III. A Complete Justification. "Being justified by His grace" (v. 7). As we have sinned against God, God alone can justify. This He does by His own free, unmerited favor, through Jesus Christ. "It is not by works, lest any man should boast" (Galatians 2:16). When God justifies the believer in Jesus it is an evidence that his forgiveness has been full and complete.

IV. An Entire Regeneration. "He saved us by the washing of regeneration" (v. 5). Suppose it were possible to be justified from all sin, and yet not be changed in heart, or made a new creature How soon this justified one would be like the sow that was washed returning again to the mire. "Whom God justified, them He also glorified" (Romans 8:30). Justification sets us right with God for further blessing. Regeneration makes us like God in character for holy service. It would not be a full salvation without being "born from above."

V. A Daily Renovation. To meet this need there is "the renewing of the Holy Spirit which He shed on us abundantly" (vv. 5, 6). This is the Divine remedy for spiritual staleness. "Be renewed in the spirit of your mind" (Ephesians 4:23). Along life's rough path there is much to tear and wear the energy of the soul; but the Holy Spirit can renew our freshness and fitness by His quickening influence. "It is the Spirit that quickens." Here the flesh profits nothing. Where the Spirit of the Lord is, there is liberty. Our Lord said: "He that believes on Me out of his inner man shall flow rivers of living water: this spoke He of the Spirit" (John 7:37). "Believe and you shall see."

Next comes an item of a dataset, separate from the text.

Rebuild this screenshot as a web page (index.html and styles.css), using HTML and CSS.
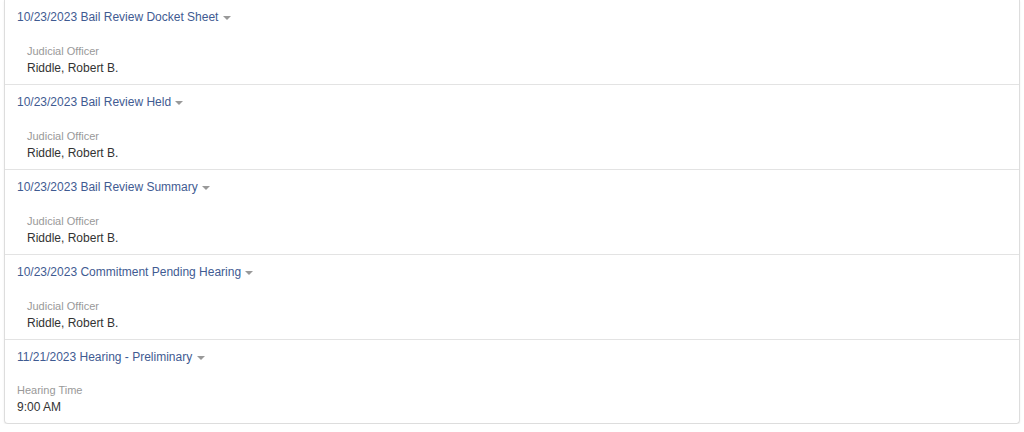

VI. An Eternal Possession. "Made heirs of the life of the ages" (v. 7). Our Heavenly Father has such vast possessions that every child "born of God" becomes an heir—not merely of eternal existence, that is seen, without being "born again;" but of the abundant life that is in Jesus Christ, throughout all the coming ages. Thus we have fullness of mercy to begin with, fullness of grace to continue in, and at last fullness of life to glory in through all eternity. "He who has the Son has life" (1 John 5:11). "He is able to save to the uttermost."